Prueba de ello, es que hoy en día es frecuente que los ancianos que se encuentran cerca del final de la vida, pasen sus últimos días, meses o años, en una situación sumamente estresante, pues el proceso hacia la muerte suele ser agotador tanto para los cuidadores como para el propio paciente. Todo ello, derivado del conflicto entre necesidad de ser cuidados y el rechazo o imposibilidad de recibirlos.
En este contexto de agotamiento y falta de recursos (tiempo, dinero y energía), muchas de las necesidades del anciano se hacen invisibles, algunas de ellas son: legales, emocionales, espirituales o sexuales. Esto condiciona que el paciente no sólo experimente el proceso de muerte que por sí solo puede ser abrumador, sino que lo haga desde la incomprensión de su entorno. Por ejemplo, la espiritualidad, al ser una cuestión tan personal e íntima, no siempre se atiende de manera exitosa (menos si el paciente se encuentra hospitalizado o en terapia intensiva), aun cuando es una herramienta que puede brindar consuelo y alivio al individuo que es consciente de que invariablemente su muerte ocurrirá pronto.
Muchas ocasiones no se hace partícipe al propio anciano de su proceso de muerte, pues se oculta información, se suavizan noticias y se toman decisiones al margen de sus propias convicciones.

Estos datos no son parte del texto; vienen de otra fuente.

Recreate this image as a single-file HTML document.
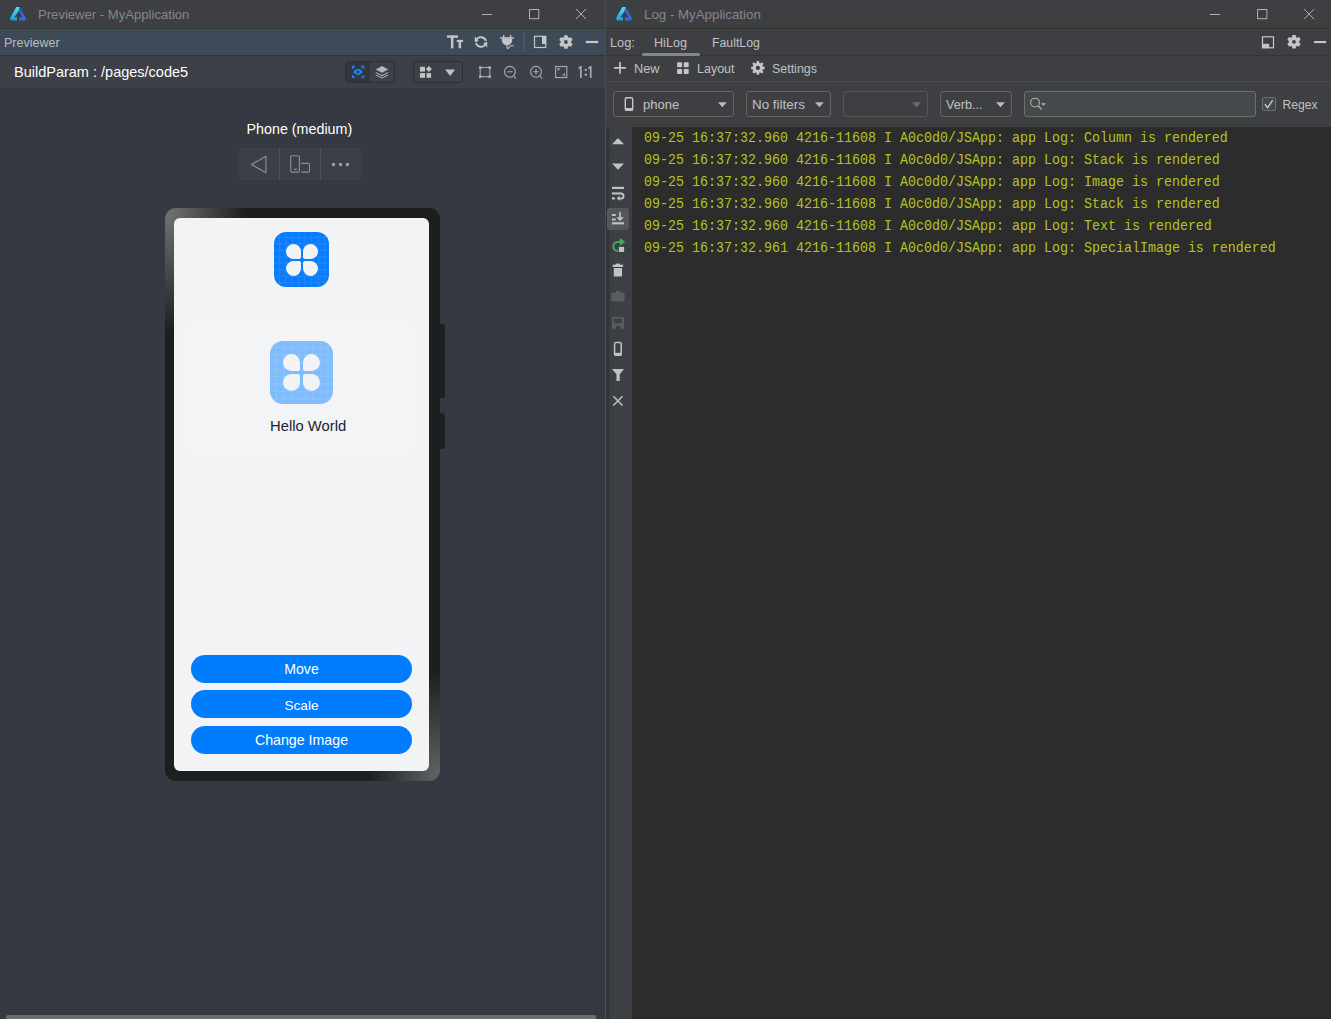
<!DOCTYPE html>
<html><head><meta charset="utf-8">
<style>
*{margin:0;padding:0;box-sizing:border-box}
html,body{width:1331px;height:1019px;overflow:hidden;background:#353941;font-family:"Liberation Sans",sans-serif}
.a{position:absolute}
.t{position:absolute;white-space:pre;line-height:1}
svg{position:absolute;left:0;top:0;overflow:visible}
.ui{color:#c0c2c4}
.lg{position:absolute;left:644px;height:22px;font-family:"Liberation Mono",monospace;font-size:13.333px;line-height:22px;color:#b3c421;white-space:pre;transform:scaleY(1.1);transform-origin:0 14px}
</style></head><body>
<!-- LEFT WINDOW -->
<div class="a" style="left:0;top:0;width:605px;height:28px;background:#3d3f43"></div>
<div class="a" style="left:0;top:28px;width:605px;height:27px;background:#3e4a57"></div>
<div class="a" style="left:0;top:27.5px;width:605px;height:1px;background:#303a2e"></div>
<div class="a" style="left:0;top:55px;width:605px;height:1px;background:#30343a"></div>
<div class="a" style="left:0;top:56px;width:605px;height:32px;background:#3d4047"></div>
<div class="a" style="left:0;top:88px;width:605px;height:931px;background:#353941"></div>
<div class="t" style="left:38px;top:8px;font-size:13.1px;color:#85878a">Previewer - MyApplication</div>
<div class="t" style="left:4px;top:37px;font-size:12.5px;color:#b9bcbf">Previewer</div>
<div class="t" style="left:14px;top:65px;font-size:14.5px;color:#ffffff">BuildParam : /pages/code5</div>
<div class="t" style="left:246.5px;top:121.5px;font-size:14.3px;color:#ffffff">Phone (medium)</div>
<!-- toolbar groups -->
<div class="a" style="left:345px;top:61px;width:50px;height:22px;border:1px solid #2c2f34;border-radius:4px;background:#3d4047;overflow:hidden"><div class="a" style="left:0;top:0;width:24px;height:20px;background:#33363c"></div></div>
<div class="a" style="left:413px;top:61px;width:50px;height:22px;border:1px solid #2c2f34;border-radius:4px"></div>
<!-- device bar -->
<div class="a" style="left:239px;top:148px;width:122px;height:32px;background:#3b3f46"></div>
<div class="a" style="left:279px;top:148px;width:1px;height:32px;background:#4c5058"></div>
<div class="a" style="left:320px;top:148px;width:1px;height:32px;background:#4c5058"></div>
<!-- scrollbar -->
<div class="a" style="left:6px;top:1015px;width:590px;height:6px;background:#6a6c6f;border-radius:2px 2px 0 0"></div>
<!-- divider -->
<div class="a" style="left:605px;top:0;width:1px;height:1019px;background:#4a4d50"></div>
<div class="a" style="left:606px;top:0;width:4px;height:1019px;background:#35373a"></div>

<!-- RIGHT WINDOW -->
<div class="a" style="left:606px;top:0;width:725px;height:127px;background:#3d3f43"></div>
<div class="a" style="left:606px;top:28px;width:725px;height:1px;background:#31382c"></div>
<div class="a" style="left:606px;top:55px;width:725px;height:1px;background:#31382c"></div>
<div class="a" style="left:606px;top:81px;width:725px;height:1px;background:#4a4b42"></div>
<div class="a" style="left:606px;top:127px;width:2.5px;height:892px;background:#333539"></div><div class="a" style="left:608.5px;top:127px;width:1.5px;height:892px;background:#393b3f"></div>
<div class="a" style="left:610px;top:127px;width:22px;height:892px;background:#3c3f44"></div>
<div class="a" style="left:607px;top:208px;width:22px;height:22px;background:#54575a;border-radius:3px"></div>
<div class="a" style="left:632px;top:127px;width:699px;height:892px;background:#2c2c2c"></div>
<div class="t" style="left:644px;top:8px;font-size:13.3px;color:#85878a">Log - MyApplication</div>
<div class="t ui" style="left:610px;top:37px;font-size:12.8px">Log:</div>
<div class="t ui" style="left:654px;top:37px;font-size:12.6px">HiLog</div>
<div class="a" style="left:642px;top:53px;width:58px;height:3px;background:#85888b;border-radius:2px"></div>
<div class="t ui" style="left:712px;top:37px;font-size:12.3px">FaultLog</div>
<div class="t ui" style="left:634px;top:63px;font-size:12.8px">New</div>
<div class="t ui" style="left:697px;top:63px;font-size:12.5px">Layout</div>
<div class="t ui" style="left:772px;top:63px;font-size:12.45px">Settings</div>

<!-- filter boxes -->
<div class="a" style="left:613px;top:91px;width:121px;height:26px;border:1px solid #62665e;border-radius:3px"></div>
<div class="t ui" style="left:643px;top:98px;font-size:13px">phone</div>
<div class="a" style="left:746px;top:91px;width:85px;height:26px;border:1px solid #62665e;border-radius:3px"></div>
<div class="t ui" style="left:752px;top:98px;font-size:13.4px">No filters</div>
<div class="a" style="left:843px;top:91px;width:85px;height:26px;border:1px solid #55584f;border-radius:3px"></div>
<div class="a" style="left:940px;top:91px;width:72px;height:26px;border:1px solid #62665e;border-radius:3px"></div>
<div class="t ui" style="left:946px;top:99px;font-size:12.6px">Verb...</div>
<div class="a" style="left:1024px;top:91px;width:232px;height:26px;border:1px solid #6b7265;border-radius:3px;background:#45494b"></div>
<div class="a" style="left:1262px;top:97px;width:14px;height:14px;border:1px solid #6d7168;border-radius:2px;background:#45484a"></div>
<div class="t ui" style="left:1282.5px;top:99px;font-size:12.1px">Regex</div>

<!-- log text -->
<div class="lg" style="top:128px">09-25 16:37:32.960 4216-11608 I A0c0d0/JSApp: app Log: Column is rendered</div>
<div class="lg" style="top:150px">09-25 16:37:32.960 4216-11608 I A0c0d0/JSApp: app Log: Stack is rendered</div>
<div class="lg" style="top:172px">09-25 16:37:32.960 4216-11608 I A0c0d0/JSApp: app Log: Image is rendered</div>
<div class="lg" style="top:194px">09-25 16:37:32.960 4216-11608 I A0c0d0/JSApp: app Log: Stack is rendered</div>
<div class="lg" style="top:216px">09-25 16:37:32.960 4216-11608 I A0c0d0/JSApp: app Log: Text is rendered</div>
<div class="lg" style="top:238px">09-25 16:37:32.961 4216-11608 I A0c0d0/JSApp: app Log: SpecialImage is rendered</div>

<!-- PHONE -->
<div class="a" style="left:440px;top:324px;width:5px;height:74px;background:#1f2021;border-radius:0 3px 3px 0"></div>
<div class="a" style="left:440px;top:413px;width:5px;height:36px;background:#1f2021;border-radius:0 3px 3px 0"></div>
<div class="a" style="left:165px;top:208px;width:274.5px;height:573px;border-radius:11px;background:radial-gradient(ellipse 80px 125px at 0px 0px,#747577 0%,rgba(29,30,32,0) 100%),radial-gradient(ellipse 70px 110px at 274px 573px,#646567 0%,rgba(29,30,32,0) 100%),#1d1e20"></div>
<div class="a" style="left:174px;top:218px;width:255px;height:553px;border-radius:6px;background:#f1f3f5"></div>
<div class="a" style="left:186px;top:322px;width:231px;height:133px;border-radius:12px;background:#f3f4f6"></div>
<div class="t" style="left:270px;top:419px;font-size:14.8px;color:#182431">Hello World</div>
<div class="a" style="left:191px;top:655px;width:221px;height:28px;border-radius:14px;background:#007dff"></div>
<div class="a" style="left:191px;top:690px;width:221px;height:28px;border-radius:14px;background:#007dff"></div>
<div class="a" style="left:191px;top:726px;width:221px;height:28px;border-radius:14px;background:#007dff"></div>
<div class="t" style="left:191px;top:662px;width:221px;text-align:center;font-size:14.1px;color:#fff">Move</div>
<div class="t" style="left:191px;top:699px;width:221px;text-align:center;font-size:13.6px;color:#fff">Scale</div>
<div class="t" style="left:191px;top:733px;width:221px;text-align:center;font-size:14.2px;color:#fff">Change Image</div>

<!-- app icons -->
<div class="a" style="left:274px;top:232px;width:55px;height:55px;border-radius:12px;background:#0a7dfe;overflow:hidden">
 <svg width="55" height="55"><g stroke="#3b97ff" stroke-width="0.8" opacity="0.55">
 <path d="M5.5 0V55M11.8 0V55M18.4 0V55M24.8 0V55M31 0V55M37.7 0V55M44.4 0V55M50.7 0V55M0 5.5H55M0 11.8H55M0 18.4H55M0 24.8H55M0 31H55M0 37.7H55M0 44.4H55M0 50.7H55"/></g></svg>
 <div class="a" style="left:11.7px;top:11.7px;width:15px;height:15px;background:#f1f3f5;border-radius:7.5px 7.5px 2px 7.5px"></div>
 <div class="a" style="left:28.7px;top:11.7px;width:15px;height:15px;background:#f1f3f5;border-radius:7.5px 7.5px 7.5px 2px"></div>
 <div class="a" style="left:11.7px;top:28.7px;width:15px;height:15px;background:#f1f3f5;border-radius:7.5px 2px 7.5px 7.5px"></div>
 <div class="a" style="left:28.7px;top:28.7px;width:15px;height:15px;background:#f1f3f5;border-radius:2px 7.5px 7.5px 7.5px"></div>
</div>
<div class="a" style="left:270px;top:341px;width:63px;height:63px;border-radius:13px;background:#7fbcfd;overflow:hidden">
 <svg width="63" height="63"><g stroke="#9ccbfd" stroke-width="0.8" opacity="0.6">
 <path d="M6.3 0V63M13.5 0V63M21 0V63M28.4 0V63M35.5 0V63M43 0V63M50.7 0V63M58 0V63M0 6.3H63M0 13.5H63M0 21H63M0 28.4H63M0 35.5H63M0 43H63M0 50.7H63M0 58H63"/></g></svg>
 <div class="a" style="left:13px;top:13px;width:17.3px;height:17.3px;background:#f1f3f5;border-radius:8.6px 8.6px 2px 8.6px"></div>
 <div class="a" style="left:32.8px;top:13px;width:17.3px;height:17.3px;background:#f1f3f5;border-radius:8.6px 8.6px 8.6px 2px"></div>
 <div class="a" style="left:13px;top:32.8px;width:17.3px;height:17.3px;background:#f1f3f5;border-radius:8.6px 2px 8.6px 8.6px"></div>
 <div class="a" style="left:32.8px;top:32.8px;width:17.3px;height:17.3px;background:#f1f3f5;border-radius:2px 8.6px 8.6px 8.6px"></div>
</div>

<!-- ICONS SVG OVERLAY -->
<svg width="1331" height="1019" viewBox="0 0 1331 1019">
 <defs>
  <linearGradient id="lg1" x1="0" y1="0" x2="0" y2="1"><stop offset="0" stop-color="#4fe3ec"/><stop offset="1" stop-color="#159fdb"/></linearGradient>
  <linearGradient id="lg2" x1="0" y1="0" x2="1" y2="1"><stop offset="0" stop-color="#1f5fd0"/><stop offset="1" stop-color="#3e6ee6"/></linearGradient>
 </defs>
 <!-- logos -->
 <g id="logo">
  <path d="M16.3 7.1H19.8L18.5 11.3L14.3 17.3H17V20.4H11.2L9.9 18.6Z" fill="url(#lg1)"/>
  <path d="M19.8 7.1L26 18.6L24.8 20.4H18.9V17.3H22.6L18.5 11.3Z" fill="url(#lg2)"/>
 </g>
 <use href="#logo" x="606" y="0"/>
 <!-- window controls left -->
 <g stroke="#b0b2b4" stroke-width="1" fill="none">
  <path d="M482 14.5H492.2"/>
  <rect x="529.5" y="9.5" width="9.3" height="9.2"/>
  <path d="M576 9L586 19M586 9L576 19"/>
  <path d="M1209.8 14.5H1220.2"/>
  <rect x="1257.6" y="9.5" width="9.3" height="9.2"/>
  <path d="M1304 9L1314.2 19.2M1314.2 9L1304 19.2"/>
 </g>
 <!-- previewer header icons -->
 <g fill="#c3c5c7">
  <rect x="447" y="35.4" width="11" height="2.4"/><rect x="450.9" y="35.4" width="2.5" height="13"/>
  <rect x="456.7" y="39.9" width="6.3" height="2.1"/><rect x="458.6" y="39.9" width="2.5" height="8.4"/>
 </g>
 <g stroke="#c3c5c7" stroke-width="1.8" fill="none">
  <path d="M476.3 40.2A5.2 5.2 0 0 1 486 41"/>
  <path d="M485.7 43.8A5.2 5.2 0 0 1 476 43"/>
 </g>
 <g fill="#c3c5c7">
  <path d="M474.8 36.2L478.6 40.9L474.8 42.2Z"/>
  <path d="M487.2 47.8L483.4 43.1L487.2 41.8Z"/>
  <rect x="503" y="35" width="1.4" height="3"/><rect x="509.9" y="35" width="1.4" height="3"/>
  <rect x="500" y="37.2" width="14" height="1.3"/>
  <path d="M501.8 38.3H512.2V40A5.2 5.2 0 0 1 501.8 40Z"/>
 </g>
 <path d="M507 43.5V47.4Q507.2 49.1 508.4 48.1L510.6 45.7H513.8" stroke="#c3c5c7" stroke-width="1.1" fill="none"/>
 <rect x="523.3" y="32" width="1" height="20" fill="#566170"/>
 <rect x="534.5" y="36.3" width="11.2" height="11.2" stroke="#c3c5c7" stroke-width="1.2" fill="none"/>
 <rect x="542" y="36" width="4.2" height="8" fill="#c3c5c7"/>
 <path id="gear" fill="#c3c5c7" fill-rule="evenodd" transform="translate(565.9 42)" d="M-2.07 -4.66 L-1.57 -6.82 L1.57 -6.82 L2.07 -4.66 L3.00 -4.13 L5.12 -4.77 L6.69 -2.05 L5.07 -0.53 L5.07 0.53 L6.69 2.05 L5.12 4.77 L3.00 4.13 L2.07 4.66 L1.57 6.82 L-1.57 6.82 L-2.07 4.66 L-3.00 4.13 L-5.12 4.77 L-6.69 2.05 L-5.07 0.53 L-5.07 -0.53 L-6.69 -2.05 L-5.12 -4.77 L-3.00 -4.13Z M-1.90 0.00a1.9 1.9 0 1 0 3.8 0a1.9 1.9 0 1 0 -3.8 0Z"/>
 <rect x="585.8" y="40.9" width="12.4" height="2.2" fill="#c3c5c7"/>
 <!-- toolbar icons -->
 <g stroke="#1f7ff0" stroke-width="1.6" fill="none">
  <path d="M352.7 69V66.6H355M361.2 66.6H363.5V69M363.5 75V77.3H361.2M355 77.3H352.7V75"/>
 </g>
 <path d="M353 72Q358 65.6 363 72Q358 78.4 353 72Z" fill="#1f7ff0"/>
 <circle cx="358" cy="72" r="1.2" fill="#33302c"/>
 <g fill="#c3c5c7">
  <path d="M382 66L388.2 69.4L382 72.8L375.8 69.4Z" fill="#b4b6b9"/>
  <path d="M375.8 71.9L382 75.1L388.2 71.9V73.1L382 76.3L375.8 73.1Z" fill="#b4b6b9"/>
  <path d="M375.8 74.4L382 77.6L388.2 74.4V75.4L382 78.6L375.8 75.4Z" fill="#b4b6b9"/>
 </g>
 <g fill="#c0c2c4">
  <rect x="420" y="66.8" width="5" height="4.8"/><rect x="420" y="73.1" width="5" height="4.7"/><rect x="426.5" y="73.1" width="4.6" height="4.7"/>
  <path d="M428.9 66L431.9 69L428.9 72L425.9 69Z"/>
  <path d="M445.2 69.5H455.1L450.15 76Z"/>
 </g>
 <g stroke="#a9abae" stroke-width="1.1" fill="none">
  <rect x="480.2" y="67.5" width="9.6" height="9.2"/>
  <circle cx="509.9" cy="71.8" r="5.4"/><path d="M513.8 75.7L516 78.8M507.3 71.8H512.5"/>
  <circle cx="536" cy="71.8" r="5.4"/><path d="M539.9 75.7L542.1 78.8M533.4 71.8H538.6M536 69.2V74.4"/>
  <rect x="555.6" y="66.5" width="11.2" height="11"/><path d="M558 70.8V68.9H560M564.4 73.3V75.2H562.4"/>
 </g>
 <g fill="#a9abae"><rect x="479" y="66.3" width="2.6" height="2.6"/><rect x="488.4" y="66.3" width="2.6" height="2.6"/><rect x="479" y="75.4" width="2.6" height="2.6"/><rect x="488.4" y="75.4" width="2.6" height="2.6"/></g>
 <g fill="#a6a8ab"><path d="M580 65.9H581.7V77.9H580V68.4L578.4 69.2V67.8Z"/><rect x="584.7" y="68.9" width="2.2" height="2"/><rect x="584.7" y="73.7" width="2.2" height="2.1"/><path d="M589.9 65.9H591.6V77.9H589.9V68.4L588.3 69.2V67.8Z"/></g>
 <!-- device bar icons -->
 <path d="M265.9 156.3V172.8L251.5 164.5Z" stroke="#8f9296" stroke-width="1.1" fill="none" stroke-linejoin="round"/>
 <g stroke="#8f9296" stroke-width="1.1" fill="none">
  <rect x="290.7" y="155.7" width="8.7" height="16.4" rx="1.3"/>
  <path d="M301.2 163.4H308.3A1.2 1.2 0 0 1 309.5 164.6V170.9A1.2 1.2 0 0 1 308.3 172.1H301.2"/>
  <path d="M294 169.4H296.8" stroke-width="1.3"/>
 </g>
 <g fill="#9a9da1"><circle cx="333.5" cy="164.6" r="1.8"/><circle cx="340.5" cy="164.6" r="1.8"/><circle cx="347.5" cy="164.6" r="1.8"/></g>
 <!-- right header icons -->
 <g fill="#c3c5c7">
  <rect x="614" y="67" width="12" height="1.7"/><rect x="619.1" y="62" width="1.7" height="11.7"/>
  <rect x="677.1" y="62.3" width="5" height="5" rx="0.8"/><rect x="683.7" y="62.3" width="5" height="5" rx="0.8"/><rect x="677.1" y="69" width="5" height="5" rx="0.8"/><rect x="683.7" y="69" width="5" height="5" rx="0.8"/>
 </g>
 <path fill="#c3c5c7" fill-rule="evenodd" transform="translate(757.9 67.9)" d="M-1.49 -4.88 L-1.08 -6.82 L1.08 -6.82 L1.49 -4.88 L2.39 -4.50 L4.06 -5.58 L5.58 -4.06 L4.50 -2.39 L4.88 -1.49 L6.82 -1.08 L6.82 1.08 L4.88 1.49 L4.50 2.39 L5.58 4.06 L4.06 5.58 L2.39 4.50 L1.49 4.88 L1.08 6.82 L-1.08 6.82 L-1.49 4.88 L-2.39 4.50 L-4.06 5.58 L-5.58 4.06 L-4.50 2.39 L-4.88 1.49 L-6.82 1.08 L-6.82 -1.08 L-4.88 -1.49 L-4.50 -2.39 L-5.58 -4.06 L-4.06 -5.58 L-2.39 -4.50Z M-2.10 0.00a2.1 2.1 0 1 0 4.2 0a2.1 2.1 0 1 0 -4.2 0Z"/>
 <rect x="1262.5" y="36.8" width="11" height="11" stroke="#c3c5c7" stroke-width="1.2" fill="none"/>
 <rect x="1262" y="43.8" width="7.2" height="4.4" fill="#c3c5c7"/>
 <use href="#gear" x="728.1" y="-0.2"/>
 <rect x="1314" y="41" width="12.2" height="2.1" fill="#c3c5c7"/>
 <!-- filter row icons -->
 <rect x="625.3" y="97.7" width="7.4" height="12.6" rx="1.4" stroke="#c3c5c7" stroke-width="1.4" fill="none"/>
 <rect x="625" y="108" width="8" height="2.6" fill="#c3c5c7"/>
 <g fill="#b9bbbd">
  <path d="M718 102.3H726.7L722.35 107.2Z"/>
  <path d="M815 102.3H823.8L819.4 107.2Z"/>
  <path d="M912 102.3H921L916.5 107.2Z" fill="#6a6c6e"/>
  <path d="M996 102.3H1005L1000.5 107.2Z"/>
  <path d="M1041 103.3H1045.8L1043.4 105.8Z"/>
 </g>
 <circle cx="1035" cy="102.6" r="4.4" stroke="#b0b2b4" stroke-width="1.1" fill="none"/>
 <path d="M1038.2 105.8L1041.5 109.4" stroke="#b0b2b4" stroke-width="1.4"/>
 <path d="M1265 104.3L1267.6 107.8L1272.6 100.3" stroke="#c8cacc" stroke-width="1.5" fill="none"/>
 <!-- gutter icons -->
 <g fill="#c0c2c4">
  <path d="M612 144.2H624L618 138.1Z"/>
  <path d="M612 163.6H624L618 169.7Z"/>
  <rect x="612" y="186.8" width="12" height="2.2"/>
  <rect x="612" y="192.4" width="9" height="2.1"/>
  <rect x="612" y="197.3" width="2.9" height="2.2"/>
  <path d="M619.5 195.5L616.8 198.3L619.5 201Z"/>
  <rect x="612" y="214" width="3.7" height="2"/><rect x="612" y="218.5" width="3.7" height="2"/><rect x="612" y="222.2" width="12" height="2.2"/>
  <rect x="619.3" y="211.8" width="1.6" height="7"/>
  <path d="M616.3 217.2H623.9L620.1 221Z"/>
  <rect x="615.6" y="263.6" width="4.4" height="1.6"/>
  <rect x="612.7" y="264.7" width="10.4" height="2.3"/>
  <path d="M613.8 268H622V275.4A1.2 1.2 0 0 1 620.8 276.6H615A1.2 1.2 0 0 1 613.8 275.4Z"/>
  <path d="M612 369H624L619.7 374.2V381H616.5V374.2Z"/>
 </g>
 <path d="M621 193.5A2.5 2.5 0 0 1 621 198.5H618.5" stroke="#c0c2c4" stroke-width="2" fill="none"/>
 <path d="M617.9 251A4.55 4.55 0 0 1 617.9 241.9H620.5" stroke="#4aab55" stroke-width="2" fill="none"/>
 <path d="M619.9 238L625.3 241.9L619.9 245.8Z" fill="#4aab55"/>
 <rect x="618.9" y="246.9" width="5.2" height="5.1" fill="#c0c2c4"/>
 <g fill="#595b5e">
  <path d="M612.4 292.5H615.8L616.6 290.8H620L620.8 292.5H623.6A1 1 0 0 1 624.6 293.5V300.6A1 1 0 0 1 623.6 301.6H612.2A1 1 0 0 1 611.2 300.6V293.5A1 1 0 0 1 612.2 292.5Z"/>
  <path fill-rule="evenodd" d="M612 316.9H624V328.8H612Z M614 318.8V323.3H621.8V318.8Z M616 326V328.8H620.5V326Z"/>
 </g>
 <rect x="614.6" y="342.6" width="6.6" height="12.6" rx="1.3" stroke="#c0c2c4" stroke-width="1.5" fill="none"/>
 <rect x="614.4" y="352.8" width="7" height="2.8" fill="#c0c2c4"/>
 <path d="M613.3 396.2L622.5 405.6M622.5 396.2L613.3 405.6" stroke="#c0c2c4" stroke-width="1.5"/>
</svg>
</body></html>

Estas condiciones tienen diversos orígenes: desde el miedo, el desconocimiento, la inestabilidad emocional, los problemas sociales o económicos, el edadismo (discriminación y prejuicios en razón de la edad), y por último, en su forma más profunda, la falta de redes de apoyo que sostengan al anciano durante un proceso que no sólo es doloroso y traumático para quienes lo viven por fuera, sino que para el propio paciente puede resultar agotador, confuso y aterrador.
Por lo anterior, es pertinente visibilizar a la vejez como un estadio más de la vida, que merece vivirse en plenitud y no solamente como el paso previo a la muerte. La dignidad de los ancianos se violenta cotidianamente tanto en hogares por sus cuidadores, como en los hospitales por el personal sanitario. Ser anciano, requiere una resignificación a nivel comunitario, para garantizar una vida saludable, pero también una muerte digna.